Goal of the exercise:
Would you write out the listing verbatim and skip every picture in it?

§ §

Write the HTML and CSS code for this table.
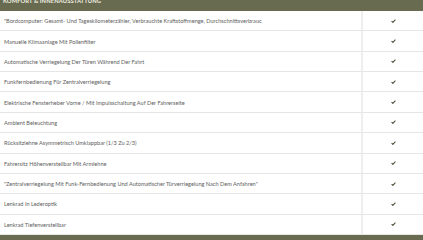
FILE: index.html
```html
<!DOCTYPE html>
<html lang="de">
<head>
<meta charset="utf-8">
<link rel="stylesheet" href="styles.css">
</head>
<body>
<div class="spec">
  <div class="spec-head">KOMFORT &amp; INNENAUSSTATTUNG</div>
  <div class="row"><div class="name">"Bordcomputer: Gesamt- Und Tageskilometerzähler, Verbrauchte Kraftstoffmenge, Durchschnittsverbrauc</div><div class="val"><svg class="chk" viewBox="0 0 6 5"><path d="M0.6 2.8 L2.2 4.3 L5.4 0.8" /></svg></div></div>
  <div class="row"><div class="name">Manuelle Klimaanlage Mit Pollenfilter</div><div class="val"><svg class="chk" viewBox="0 0 6 5"><path d="M0.6 2.8 L2.2 4.3 L5.4 0.8" /></svg></div></div>
  <div class="row"><div class="name">Automatische Verriegelung Der Türen Während Der Fahrt</div><div class="val"><svg class="chk" viewBox="0 0 6 5"><path d="M0.6 2.8 L2.2 4.3 L5.4 0.8" /></svg></div></div>
  <div class="row"><div class="name">Funkfernbedienung Für Zentralverriegelung</div><div class="val"><svg class="chk" viewBox="0 0 6 5"><path d="M0.6 2.8 L2.2 4.3 L5.4 0.8" /></svg></div></div>
  <div class="row"><div class="name">Elektrische Fensterheber Vorne / Mit Impulsschaltung Auf Der Fahrerseite</div><div class="val"><svg class="chk" viewBox="0 0 6 5"><path d="M0.6 2.8 L2.2 4.3 L5.4 0.8" /></svg></div></div>
  <div class="row"><div class="name">Ambient Beleuchtung</div><div class="val"><svg class="chk" viewBox="0 0 6 5"><path d="M0.6 2.8 L2.2 4.3 L5.4 0.8" /></svg></div></div>
  <div class="row"><div class="name">Rücksitzlehne Asymmetrisch Umklappbar (1/3 Zu 2/3)</div><div class="val"><svg class="chk" viewBox="0 0 6 5"><path d="M0.6 2.8 L2.2 4.3 L5.4 0.8" /></svg></div></div>
  <div class="row"><div class="name">Fahrersitz Höhenverstellbar Mit Armlehne</div><div class="val"><svg class="chk" viewBox="0 0 6 5"><path d="M0.6 2.8 L2.2 4.3 L5.4 0.8" /></svg></div></div>
  <div class="row"><div class="name">"Zentralverriegelung Mit Funk-Fernbedienung Und Automatischer Türverriegelung Nach Dem Anfahren"</div><div class="val"><svg class="chk" viewBox="0 0 6 5"><path d="M0.6 2.8 L2.2 4.3 L5.4 0.8" /></svg></div></div>
  <div class="row"><div class="name">Lenkrad In Lederoptik</div><div class="val"><svg class="chk" viewBox="0 0 6 5"><path d="M0.6 2.8 L2.2 4.3 L5.4 0.8" /></svg></div></div>
  <div class="row"><div class="name">Lenkrad Tiefenverstellbar</div><div class="val"><svg class="chk" viewBox="0 0 6 5"><path d="M0.6 2.8 L2.2 4.3 L5.4 0.8" /></svg></div></div>
  <div class="spec-foot"></div>
</div>
</body>
</html>
```
FILE: styles.css
```css
html, body {
  margin: 0;
  padding: 0;
  background: #ffffff;
}
body {
  font-family: Lato, "Open Sans", sans-serif;
  overflow: hidden;
}
.spec {
  display: flex;
  flex-direction: column;
  margin-top: -9px;
}
.spec-head {
  height: 20px;
  background: #686b50;
  color: #f1efe2;
  font-weight: 700;
  font-size: 5.8px;
  line-height: 20px;
  padding-left: 3px;
  letter-spacing: 0.1px;
}
.row {
  display: grid;
  grid-template-columns: 1fr 60px;
  height: 20.36px;
  box-sizing: border-box;
  border-bottom: 1px solid #e6e6e6;
}
.row:last-of-type {
  border-bottom: none;
}
.name {
  display: flex;
  align-items: center;
  padding-left: 4px;
  font-size: 5.6px;
  color: #5e5e5e;
  white-space: nowrap;
  overflow: hidden;
  border-right: 2px solid #eeeeee;
}
.val {
  display: flex;
  align-items: center;
  justify-content: center;
}
.chk {
  width: 5px;
  height: 4px;
  fill: none;
  stroke: #4f5238;
  stroke-width: 1.3;
}
.spec-foot {
  height: 20px;
  background: #686b50;
}
```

§ §

Answer to this exercise:
Write the HTML and CSS code for this table.
FILE: index.html
```html
<!DOCTYPE html>
<html lang="de">
<head>
<meta charset="utf-8">
<link rel="stylesheet" href="styles.css">
</head>
<body>
<div class="spec">
  <div class="spec-head">KOMFORT &amp; INNENAUSSTATTUNG</div>
  <div class="row"><div class="name">"Bordcomputer: Gesamt- Und Tageskilometerzähler, Verbrauchte Kraftstoffmenge, Durchschnittsverbrauc</div><div class="val"><svg class="chk" viewBox="0 0 6 5"><path d="M0.6 2.8 L2.2 4.3 L5.4 0.8" /></svg></div></div>
  <div class="row"><div class="name">Manuelle Klimaanlage Mit Pollenfilter</div><div class="val"><svg class="chk" viewBox="0 0 6 5"><path d="M0.6 2.8 L2.2 4.3 L5.4 0.8" /></svg></div></div>
  <div class="row"><div class="name">Automatische Verriegelung Der Türen Während Der Fahrt</div><div class="val"><svg class="chk" viewBox="0 0 6 5"><path d="M0.6 2.8 L2.2 4.3 L5.4 0.8" /></svg></div></div>
  <div class="row"><div class="name">Funkfernbedienung Für Zentralverriegelung</div><div class="val"><svg class="chk" viewBox="0 0 6 5"><path d="M0.6 2.8 L2.2 4.3 L5.4 0.8" /></svg></div></div>
  <div class="row"><div class="name">Elektrische Fensterheber Vorne / Mit Impulsschaltung Auf Der Fahrerseite</div><div class="val"><svg class="chk" viewBox="0 0 6 5"><path d="M0.6 2.8 L2.2 4.3 L5.4 0.8" /></svg></div></div>
  <div class="row"><div class="name">Ambient Beleuchtung</div><div class="val"><svg class="chk" viewBox="0 0 6 5"><path d="M0.6 2.8 L2.2 4.3 L5.4 0.8" /></svg></div></div>
  <div class="row"><div class="name">Rücksitzlehne Asymmetrisch Umklappbar (1/3 Zu 2/3)</div><div class="val"><svg class="chk" viewBox="0 0 6 5"><path d="M0.6 2.8 L2.2 4.3 L5.4 0.8" /></svg></div></div>
  <div class="row"><div class="name">Fahrersitz Höhenverstellbar Mit Armlehne</div><div class="val"><svg class="chk" viewBox="0 0 6 5"><path d="M0.6 2.8 L2.2 4.3 L5.4 0.8" /></svg></div></div>
  <div class="row"><div class="name">"Zentralverriegelung Mit Funk-Fernbedienung Und Automatischer Türverriegelung Nach Dem Anfahren"</div><div class="val"><svg class="chk" viewBox="0 0 6 5"><path d="M0.6 2.8 L2.2 4.3 L5.4 0.8" /></svg></div></div>
  <div class="row"><div class="name">Lenkrad In Lederoptik</div><div class="val"><svg class="chk" viewBox="0 0 6 5"><path d="M0.6 2.8 L2.2 4.3 L5.4 0.8" /></svg></div></div>
  <div class="row"><div class="name">Lenkrad Tiefenverstellbar</div><div class="val"><svg class="chk" viewBox="0 0 6 5"><path d="M0.6 2.8 L2.2 4.3 L5.4 0.8" /></svg></div></div>
  <div class="spec-foot"></div>
</div>
</body>
</html>
```
FILE: styles.css
```css
html, body {
  margin: 0;
  padding: 0;
  background: #ffffff;
}
body {
  font-family: Lato, "Open Sans", sans-serif;
  overflow: hidden;
}
.spec {
  display: flex;
  flex-direction: column;
  margin-top: -9px;
}
.spec-head {
  height: 20px;
  background: #686b50;
  color: #f1efe2;
  font-weight: 700;
  font-size: 5.8px;
  line-height: 20px;
  padding-left: 3px;
  letter-spacing: 0.1px;
}
.row {
  display: grid;
  grid-template-columns: 1fr 60px;
  height: 20.36px;
  box-sizing: border-box;
  border-bottom: 1px solid #e6e6e6;
}
.row:last-of-type {
  border-bottom: none;
}
.name {
  display: flex;
  align-items: center;
  padding-left: 4px;
  font-size: 5.6px;
  color: #5e5e5e;
  white-space: nowrap;
  overflow: hidden;
  border-right: 2px solid #eeeeee;
}
.val {
  display: flex;
  align-items: center;
  justify-content: center;
}
.chk {
  width: 5px;
  height: 4px;
  fill: none;
  stroke: #4f5238;
  stroke-width: 1.3;
}
.spec-foot {
  height: 20px;
  background: #686b50;
}
```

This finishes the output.